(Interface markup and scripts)
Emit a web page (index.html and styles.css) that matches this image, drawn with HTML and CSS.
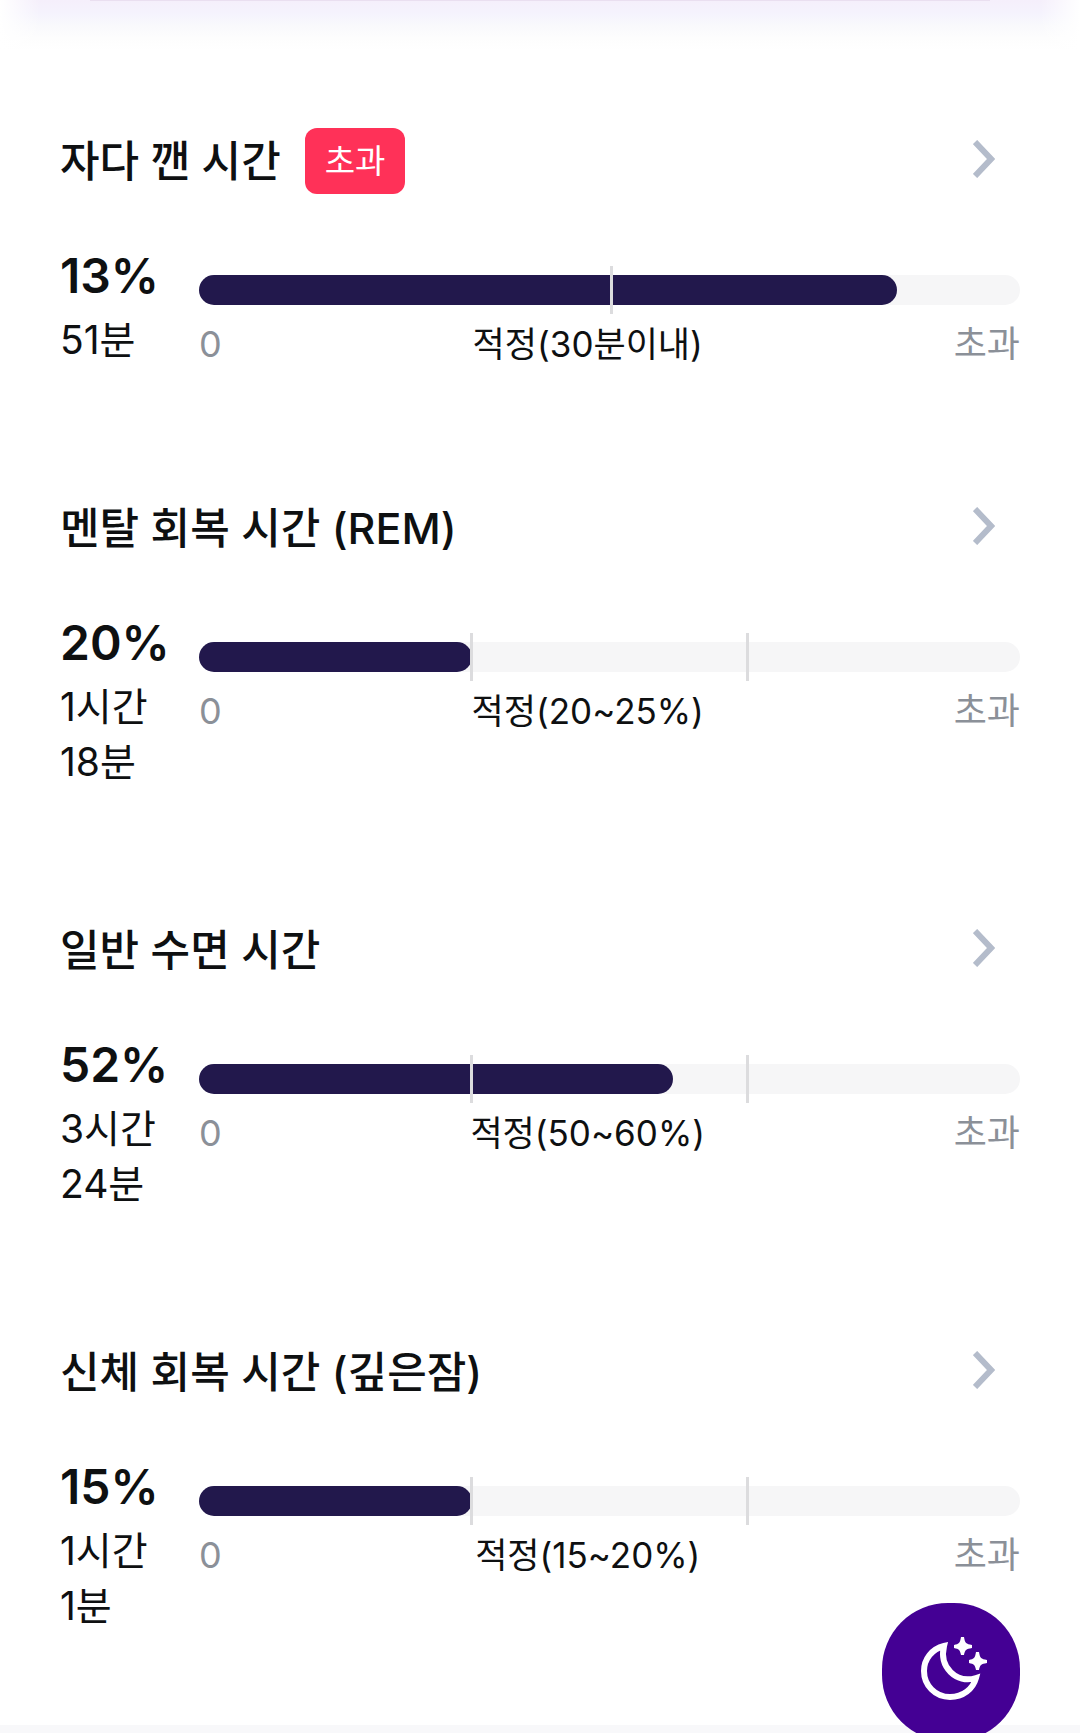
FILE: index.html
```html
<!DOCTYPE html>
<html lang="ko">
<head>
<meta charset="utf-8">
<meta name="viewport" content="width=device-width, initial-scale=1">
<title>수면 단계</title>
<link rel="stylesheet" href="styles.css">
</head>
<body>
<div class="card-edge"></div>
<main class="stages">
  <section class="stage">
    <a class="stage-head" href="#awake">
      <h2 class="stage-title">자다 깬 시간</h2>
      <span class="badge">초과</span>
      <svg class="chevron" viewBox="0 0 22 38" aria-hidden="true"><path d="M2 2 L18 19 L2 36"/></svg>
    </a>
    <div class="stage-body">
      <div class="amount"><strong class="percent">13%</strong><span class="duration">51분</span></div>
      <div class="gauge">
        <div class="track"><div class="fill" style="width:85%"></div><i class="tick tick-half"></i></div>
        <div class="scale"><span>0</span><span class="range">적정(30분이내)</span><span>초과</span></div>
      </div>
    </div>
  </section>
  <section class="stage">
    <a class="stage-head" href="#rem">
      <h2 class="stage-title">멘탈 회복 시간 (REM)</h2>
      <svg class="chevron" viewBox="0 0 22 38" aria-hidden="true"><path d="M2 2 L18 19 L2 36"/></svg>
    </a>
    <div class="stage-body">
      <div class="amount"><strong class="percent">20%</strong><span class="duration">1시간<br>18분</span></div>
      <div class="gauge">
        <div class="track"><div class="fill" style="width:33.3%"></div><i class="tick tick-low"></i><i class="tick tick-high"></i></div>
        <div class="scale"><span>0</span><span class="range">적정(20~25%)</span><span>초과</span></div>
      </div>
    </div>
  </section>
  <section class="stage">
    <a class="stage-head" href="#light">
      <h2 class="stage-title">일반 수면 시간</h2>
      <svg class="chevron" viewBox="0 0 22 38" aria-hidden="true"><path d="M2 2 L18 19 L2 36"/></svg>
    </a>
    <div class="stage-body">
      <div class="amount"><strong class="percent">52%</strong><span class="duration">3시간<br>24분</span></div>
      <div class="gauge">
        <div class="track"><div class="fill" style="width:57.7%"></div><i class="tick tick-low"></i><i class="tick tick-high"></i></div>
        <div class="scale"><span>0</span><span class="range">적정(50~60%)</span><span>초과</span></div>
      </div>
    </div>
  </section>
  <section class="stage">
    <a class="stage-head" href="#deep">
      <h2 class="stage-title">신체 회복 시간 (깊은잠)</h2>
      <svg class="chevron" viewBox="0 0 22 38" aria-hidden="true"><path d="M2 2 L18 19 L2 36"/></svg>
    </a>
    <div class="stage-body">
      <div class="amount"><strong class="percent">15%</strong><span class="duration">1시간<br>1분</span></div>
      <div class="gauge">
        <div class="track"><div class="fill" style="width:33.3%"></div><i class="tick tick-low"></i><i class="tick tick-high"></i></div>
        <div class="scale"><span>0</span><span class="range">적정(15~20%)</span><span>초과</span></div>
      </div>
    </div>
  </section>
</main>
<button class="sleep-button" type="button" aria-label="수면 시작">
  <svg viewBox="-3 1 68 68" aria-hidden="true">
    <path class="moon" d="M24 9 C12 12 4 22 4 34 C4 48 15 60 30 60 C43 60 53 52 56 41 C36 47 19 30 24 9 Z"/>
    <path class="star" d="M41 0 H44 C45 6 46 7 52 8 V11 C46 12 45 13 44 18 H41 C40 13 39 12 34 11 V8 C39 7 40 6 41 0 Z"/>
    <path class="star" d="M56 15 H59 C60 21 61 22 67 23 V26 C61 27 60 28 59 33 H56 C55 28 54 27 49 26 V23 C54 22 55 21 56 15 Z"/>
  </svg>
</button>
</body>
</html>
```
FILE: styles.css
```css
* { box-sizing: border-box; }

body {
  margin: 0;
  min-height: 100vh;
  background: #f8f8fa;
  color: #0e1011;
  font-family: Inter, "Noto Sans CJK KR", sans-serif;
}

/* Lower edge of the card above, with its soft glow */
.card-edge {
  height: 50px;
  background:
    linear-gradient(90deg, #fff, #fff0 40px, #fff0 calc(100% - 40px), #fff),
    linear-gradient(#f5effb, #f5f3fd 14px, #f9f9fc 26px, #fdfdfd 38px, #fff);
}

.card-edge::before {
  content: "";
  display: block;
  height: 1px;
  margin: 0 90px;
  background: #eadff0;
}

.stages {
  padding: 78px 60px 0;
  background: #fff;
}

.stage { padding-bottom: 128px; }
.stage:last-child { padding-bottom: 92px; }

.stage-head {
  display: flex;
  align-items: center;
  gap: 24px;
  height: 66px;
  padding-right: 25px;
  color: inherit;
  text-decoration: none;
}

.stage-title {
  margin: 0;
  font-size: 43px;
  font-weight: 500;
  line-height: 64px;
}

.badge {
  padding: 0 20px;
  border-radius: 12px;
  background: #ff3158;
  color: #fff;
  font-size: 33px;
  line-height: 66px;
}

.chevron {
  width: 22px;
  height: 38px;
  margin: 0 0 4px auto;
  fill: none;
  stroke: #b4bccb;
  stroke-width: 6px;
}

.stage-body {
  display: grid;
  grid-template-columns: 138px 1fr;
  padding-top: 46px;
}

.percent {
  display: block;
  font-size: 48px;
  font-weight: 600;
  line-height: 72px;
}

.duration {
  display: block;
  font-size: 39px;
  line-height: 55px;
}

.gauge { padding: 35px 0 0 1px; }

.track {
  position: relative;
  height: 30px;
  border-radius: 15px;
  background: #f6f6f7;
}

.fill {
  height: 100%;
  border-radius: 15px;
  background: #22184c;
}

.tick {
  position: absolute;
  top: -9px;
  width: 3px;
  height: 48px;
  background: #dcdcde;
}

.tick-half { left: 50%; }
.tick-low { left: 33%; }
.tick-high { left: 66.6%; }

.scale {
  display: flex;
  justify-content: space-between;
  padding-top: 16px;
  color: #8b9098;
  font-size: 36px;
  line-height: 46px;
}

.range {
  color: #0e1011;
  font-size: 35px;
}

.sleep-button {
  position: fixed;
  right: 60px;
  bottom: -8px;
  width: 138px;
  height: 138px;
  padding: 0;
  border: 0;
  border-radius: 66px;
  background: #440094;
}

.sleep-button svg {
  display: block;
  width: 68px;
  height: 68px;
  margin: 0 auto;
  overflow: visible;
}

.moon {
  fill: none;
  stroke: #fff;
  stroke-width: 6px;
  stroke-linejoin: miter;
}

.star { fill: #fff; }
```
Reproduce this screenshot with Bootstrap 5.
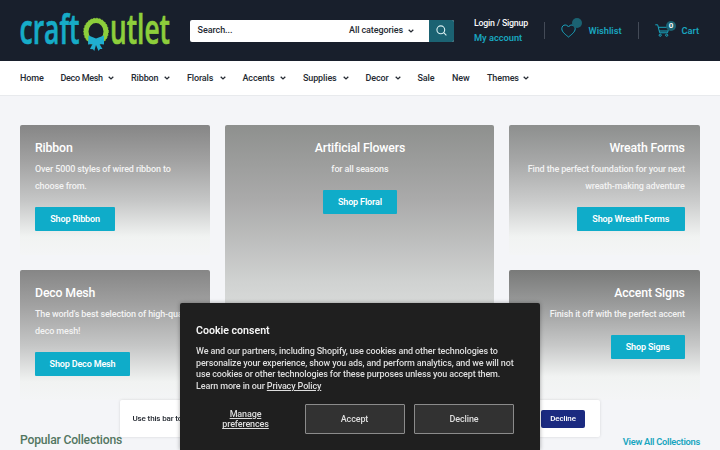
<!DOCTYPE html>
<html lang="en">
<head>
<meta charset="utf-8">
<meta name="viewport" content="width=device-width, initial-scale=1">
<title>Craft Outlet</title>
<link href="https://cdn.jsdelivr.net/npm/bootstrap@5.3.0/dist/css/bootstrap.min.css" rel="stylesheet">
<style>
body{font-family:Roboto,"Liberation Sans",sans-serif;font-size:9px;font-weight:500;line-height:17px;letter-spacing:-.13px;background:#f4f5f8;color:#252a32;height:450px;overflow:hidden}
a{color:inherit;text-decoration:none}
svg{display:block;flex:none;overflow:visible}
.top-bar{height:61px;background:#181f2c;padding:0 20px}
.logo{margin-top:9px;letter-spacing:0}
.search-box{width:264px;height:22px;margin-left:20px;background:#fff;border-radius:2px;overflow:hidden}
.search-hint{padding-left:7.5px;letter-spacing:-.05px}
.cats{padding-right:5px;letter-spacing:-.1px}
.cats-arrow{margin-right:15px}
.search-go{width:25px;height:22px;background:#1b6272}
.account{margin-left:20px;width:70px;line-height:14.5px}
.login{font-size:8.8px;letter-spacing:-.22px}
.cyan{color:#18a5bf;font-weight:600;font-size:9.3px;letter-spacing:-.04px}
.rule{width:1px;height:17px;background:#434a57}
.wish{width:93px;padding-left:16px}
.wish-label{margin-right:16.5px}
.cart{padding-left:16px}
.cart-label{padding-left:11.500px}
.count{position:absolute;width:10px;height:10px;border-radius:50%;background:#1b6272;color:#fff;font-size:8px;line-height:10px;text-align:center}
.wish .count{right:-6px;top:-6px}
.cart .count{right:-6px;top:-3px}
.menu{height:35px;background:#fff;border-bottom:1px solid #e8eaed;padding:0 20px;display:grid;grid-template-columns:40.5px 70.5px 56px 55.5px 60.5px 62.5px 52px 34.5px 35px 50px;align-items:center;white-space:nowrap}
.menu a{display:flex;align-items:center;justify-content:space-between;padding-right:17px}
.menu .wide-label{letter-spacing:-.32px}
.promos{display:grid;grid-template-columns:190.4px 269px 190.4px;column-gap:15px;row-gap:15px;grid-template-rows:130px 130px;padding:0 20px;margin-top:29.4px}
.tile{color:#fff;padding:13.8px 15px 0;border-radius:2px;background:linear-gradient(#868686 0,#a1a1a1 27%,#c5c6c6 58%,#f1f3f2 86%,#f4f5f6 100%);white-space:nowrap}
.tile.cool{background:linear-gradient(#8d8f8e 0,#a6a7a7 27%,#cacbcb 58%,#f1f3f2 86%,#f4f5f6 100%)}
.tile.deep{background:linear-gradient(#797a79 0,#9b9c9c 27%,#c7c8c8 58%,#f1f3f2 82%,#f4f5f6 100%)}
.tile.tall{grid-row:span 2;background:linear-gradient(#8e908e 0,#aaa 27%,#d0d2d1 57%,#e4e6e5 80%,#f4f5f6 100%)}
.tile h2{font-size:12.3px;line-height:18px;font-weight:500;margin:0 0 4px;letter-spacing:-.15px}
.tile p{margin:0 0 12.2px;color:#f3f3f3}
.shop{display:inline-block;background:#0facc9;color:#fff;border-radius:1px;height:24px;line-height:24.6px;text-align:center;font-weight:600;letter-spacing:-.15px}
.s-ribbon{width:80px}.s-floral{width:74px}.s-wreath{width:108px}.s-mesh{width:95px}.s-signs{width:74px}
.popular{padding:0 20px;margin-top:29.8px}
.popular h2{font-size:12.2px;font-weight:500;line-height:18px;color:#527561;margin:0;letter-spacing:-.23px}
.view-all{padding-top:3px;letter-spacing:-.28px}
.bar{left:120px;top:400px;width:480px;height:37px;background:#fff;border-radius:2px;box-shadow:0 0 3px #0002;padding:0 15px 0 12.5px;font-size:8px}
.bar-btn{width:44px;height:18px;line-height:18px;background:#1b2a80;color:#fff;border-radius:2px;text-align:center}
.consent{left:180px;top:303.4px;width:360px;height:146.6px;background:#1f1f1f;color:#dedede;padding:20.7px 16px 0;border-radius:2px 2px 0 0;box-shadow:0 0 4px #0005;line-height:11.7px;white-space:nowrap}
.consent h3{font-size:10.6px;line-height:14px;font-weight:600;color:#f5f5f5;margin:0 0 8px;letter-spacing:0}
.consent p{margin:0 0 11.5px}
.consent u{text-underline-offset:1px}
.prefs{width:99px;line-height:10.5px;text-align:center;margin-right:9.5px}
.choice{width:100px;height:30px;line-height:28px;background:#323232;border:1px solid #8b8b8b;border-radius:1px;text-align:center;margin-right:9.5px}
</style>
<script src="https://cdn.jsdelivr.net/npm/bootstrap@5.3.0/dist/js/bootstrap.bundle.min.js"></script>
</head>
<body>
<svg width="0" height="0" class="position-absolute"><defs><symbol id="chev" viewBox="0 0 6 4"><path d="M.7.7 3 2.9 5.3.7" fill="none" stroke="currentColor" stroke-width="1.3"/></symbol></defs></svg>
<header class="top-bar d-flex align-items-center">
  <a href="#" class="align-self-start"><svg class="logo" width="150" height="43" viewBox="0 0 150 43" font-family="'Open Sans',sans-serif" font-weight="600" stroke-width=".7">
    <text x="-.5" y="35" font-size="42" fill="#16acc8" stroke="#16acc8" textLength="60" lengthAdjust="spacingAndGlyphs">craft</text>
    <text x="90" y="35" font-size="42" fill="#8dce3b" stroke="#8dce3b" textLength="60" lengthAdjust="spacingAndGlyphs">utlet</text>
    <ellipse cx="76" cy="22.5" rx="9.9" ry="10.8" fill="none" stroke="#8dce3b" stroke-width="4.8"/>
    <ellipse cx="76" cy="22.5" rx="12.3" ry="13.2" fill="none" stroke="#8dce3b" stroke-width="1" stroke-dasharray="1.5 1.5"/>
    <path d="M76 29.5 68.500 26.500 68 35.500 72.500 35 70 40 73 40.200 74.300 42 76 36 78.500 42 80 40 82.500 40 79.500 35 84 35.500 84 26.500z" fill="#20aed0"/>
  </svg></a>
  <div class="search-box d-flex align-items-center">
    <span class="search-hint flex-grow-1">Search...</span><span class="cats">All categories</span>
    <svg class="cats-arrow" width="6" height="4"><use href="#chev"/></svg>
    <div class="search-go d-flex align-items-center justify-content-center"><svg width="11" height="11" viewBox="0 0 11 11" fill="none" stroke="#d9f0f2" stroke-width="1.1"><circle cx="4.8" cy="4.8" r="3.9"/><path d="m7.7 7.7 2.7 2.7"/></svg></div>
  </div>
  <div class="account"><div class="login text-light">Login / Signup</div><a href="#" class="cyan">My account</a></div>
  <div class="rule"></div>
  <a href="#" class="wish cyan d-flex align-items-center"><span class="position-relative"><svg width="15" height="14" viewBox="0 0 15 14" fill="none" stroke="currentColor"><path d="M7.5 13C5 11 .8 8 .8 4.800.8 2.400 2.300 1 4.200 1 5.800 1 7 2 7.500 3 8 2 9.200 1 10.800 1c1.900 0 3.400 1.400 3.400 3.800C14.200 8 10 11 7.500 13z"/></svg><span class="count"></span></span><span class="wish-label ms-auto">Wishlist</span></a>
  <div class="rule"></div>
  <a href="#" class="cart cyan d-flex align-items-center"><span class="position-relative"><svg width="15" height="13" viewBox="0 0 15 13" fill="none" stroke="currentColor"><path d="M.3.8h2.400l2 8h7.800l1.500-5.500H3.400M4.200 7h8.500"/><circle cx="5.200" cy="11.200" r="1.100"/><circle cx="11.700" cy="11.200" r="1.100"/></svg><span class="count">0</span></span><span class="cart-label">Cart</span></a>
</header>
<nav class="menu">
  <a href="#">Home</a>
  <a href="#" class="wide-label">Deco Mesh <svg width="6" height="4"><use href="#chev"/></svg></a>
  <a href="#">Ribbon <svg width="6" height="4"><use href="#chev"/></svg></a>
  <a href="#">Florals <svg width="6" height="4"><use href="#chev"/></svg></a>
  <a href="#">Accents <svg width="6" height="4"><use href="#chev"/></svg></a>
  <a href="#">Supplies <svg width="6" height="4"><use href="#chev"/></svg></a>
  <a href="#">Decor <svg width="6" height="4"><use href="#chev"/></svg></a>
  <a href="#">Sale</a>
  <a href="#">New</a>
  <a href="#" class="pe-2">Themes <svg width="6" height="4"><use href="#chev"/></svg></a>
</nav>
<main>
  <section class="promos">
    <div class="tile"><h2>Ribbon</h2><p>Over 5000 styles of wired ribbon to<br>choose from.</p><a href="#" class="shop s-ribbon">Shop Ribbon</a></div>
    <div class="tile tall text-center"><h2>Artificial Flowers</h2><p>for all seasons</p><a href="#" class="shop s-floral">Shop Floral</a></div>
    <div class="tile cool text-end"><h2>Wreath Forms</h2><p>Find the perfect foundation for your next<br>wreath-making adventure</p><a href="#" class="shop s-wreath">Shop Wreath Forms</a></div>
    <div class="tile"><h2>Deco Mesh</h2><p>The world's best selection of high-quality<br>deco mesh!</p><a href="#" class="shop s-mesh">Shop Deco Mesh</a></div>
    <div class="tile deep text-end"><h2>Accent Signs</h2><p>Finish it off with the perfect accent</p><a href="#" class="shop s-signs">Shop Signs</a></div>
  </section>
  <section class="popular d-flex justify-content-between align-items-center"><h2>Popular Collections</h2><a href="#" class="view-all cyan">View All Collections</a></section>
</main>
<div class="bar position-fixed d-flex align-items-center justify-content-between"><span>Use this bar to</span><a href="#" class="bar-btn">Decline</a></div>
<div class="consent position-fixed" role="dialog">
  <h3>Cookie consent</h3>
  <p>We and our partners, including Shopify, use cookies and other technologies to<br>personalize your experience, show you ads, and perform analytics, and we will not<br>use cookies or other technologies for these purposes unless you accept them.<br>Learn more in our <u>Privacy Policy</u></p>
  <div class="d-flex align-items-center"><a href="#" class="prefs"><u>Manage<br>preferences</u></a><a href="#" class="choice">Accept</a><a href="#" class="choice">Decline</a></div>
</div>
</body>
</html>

**WHAT THE TASK REQUIRES**
Sift the material for lines with the string "index". Copy each one found.

**FINISHED ANSWER**
Emit a web page (index.html and styles.css) that matches this image, drawn with HTML and CSS.
FILE: index.html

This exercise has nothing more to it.